Questa vicenda non è solo cronaca nera. È, soprattutto, uno specchio deformante del nostro tempo.
Da un lato c’è la fragilità personale. Roberta Bruzzone, criminologa, parla di “personalità non del tutto risolta”, di una identità fragile che investe troppo nella propria immagine social – il profilo di Tatiana contava oltre 50mila follower – e che fatica a reggere quando l’attenzione degli altri vacilla, cala, non basta mai. In questo orizzonte, la scelta di chiudersi per dieci giorni in una mansarda, tagliando fuori famiglia, amici, istituzioni, diventa il sintomo di un disagio profondo, più che di un semplice “colpo di testa”.
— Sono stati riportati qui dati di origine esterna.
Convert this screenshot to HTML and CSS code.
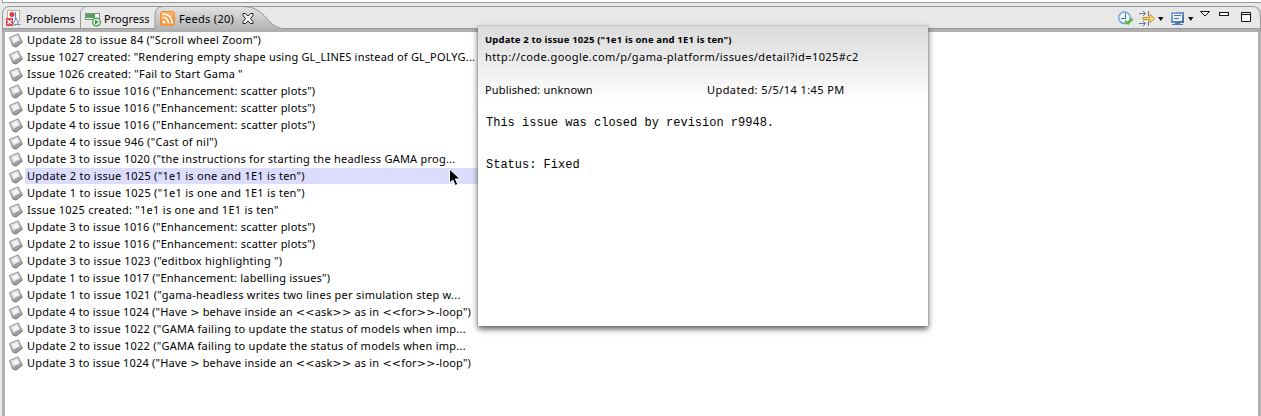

Dall’altro lato c’è la responsabilità, che non può essere assorbita tutta nella categoria della fragilità. Perché due adulti, pienamente informati che mezzo Paese li sta cercando, che la famiglia è nel panico, che forze dell’ordine e volontari sono mobilitati, non fermano l’allarme? Non basta dire “volevamo solo vivere il nostro amore” quando la tua libertà di sparire si è già trasformata in angoscia collettiva e in un enorme dispendio di risorse pubbliche.
È legittimo prendersi del tempo per sé, persino cambiare vita, sparire da una relazione che ti soffoca. Ma non si ha il diritto di mettere in scena una sparizione che tutti percepiscono come potenzialmente tragica – e poi restare zitti, a guardare il mondo impazzire da dietro una porta chiusa.
Qui si innesta un altro punto delicato: il ruolo della giustizia.
La Procura non procede, al momento, contro Tatiana né contro Dragos. Niente imputazioni, neppure per false dichiarazioni da parte del ragazzo. Qualcuno parla di linea “morbida”. Bruzzone, come altri, suggerisce almeno di valutare l’ipotesi di procurato allarme e l’addebito dei costi delle ricerche. Non per vendetta, ma per principio: per dire a tutti che certi comportamenti non sono neutri, non sono senza conseguenze, non possono diventare un pericoloso precedente.
E tuttavia, anche qui, bisogna diffidare degli automatismi. Non tutte le fragilità sono “trucchi per ottenere visibilità”, non tutti i silenzi sono calcolati, non tutte le cadute sono manipolazioni consapevoli. Se la giustizia deve far capire che le scelte degli adulti hanno un prezzo, deve farlo senza trasformare un disagio psichico in colpa morale e in reato esemplare.
Intanto, c’è un dato che resta inquietante: la mancanza di empatia mostrata nel non fermare la sofferenza dei genitori. In questo, la criminologa ha ragione: un adulto che sceglie di sparire ha anche il dovere minimo di dire “sto bene, non cercatemi”. Nessuno chiede di spiegare i perché più intimi, ma almeno di interrompere un dolore che, giorno dopo giorno, diventa insopportabile.
Se non lo fai, qualcosa si è rotto – in te, nelle relazioni, nel modo in cui percepisci te stesso e gli altri. È qui che comincia il lavoro di uno psicologo, non di un giudice; ed è qui che la famiglia ha il diritto, sacrosanto, di chiedere una verità piena, per quanto difficile possa essere raccontarla.
Sul fondo, resta la scena iniziale: quei cinquanta metri quadri in disordine, i piatti sporchi, le cicche nel posacenere, lo stendino con i panni ad asciugare, una ragazza tremante nascosta in un vano senza porta, un ragazzo in caserma che dice “siamo innamorati”, una folla in strada che urla la sua rabbia.
È la fotografia di un Paese che oscilla continuamente tra la tentazione del linciaggio e la fatica di capire, tra il bisogno di un colpevole immediato e la scomodità di ammettere che spesso non c’è un solo responsabile, ma una catena di fragilità, errori, mezze verità.
Forse il primo passo, adesso, è smettere di consumare Tatiana come un “caso”, una serie, un format, e ricordare che si tratta di una persona che ha evidentemente bisogno di aiuto. Il secondo è prendere sul serio il tema delle conseguenze: ciò che è accaduto ha un costo pubblico, economico e morale, e non può essere archiviato con un’alzata di spalle.
Tra la punizione esemplare e il “non è successo niente” c’è uno spazio che la nostra società dovrebbe imparare a frequentare di più: quello della responsabilità condivisa, della cura delle fragilità, della legge che educa senza demolire.
Il resto, i commenti feroci sui social, le etichette urlate, i processi improvvisati in diretta, è solo rumore di fondo. E non aiuta nessuno, né Tatiana, né i suoi genitori, né quel ragazzo rumeno che forse ha sbagliato molto, ma che era già stato condannato all’ergastolo mediatico prima ancora che qualcuno bussasse alla porta di quella mansarda.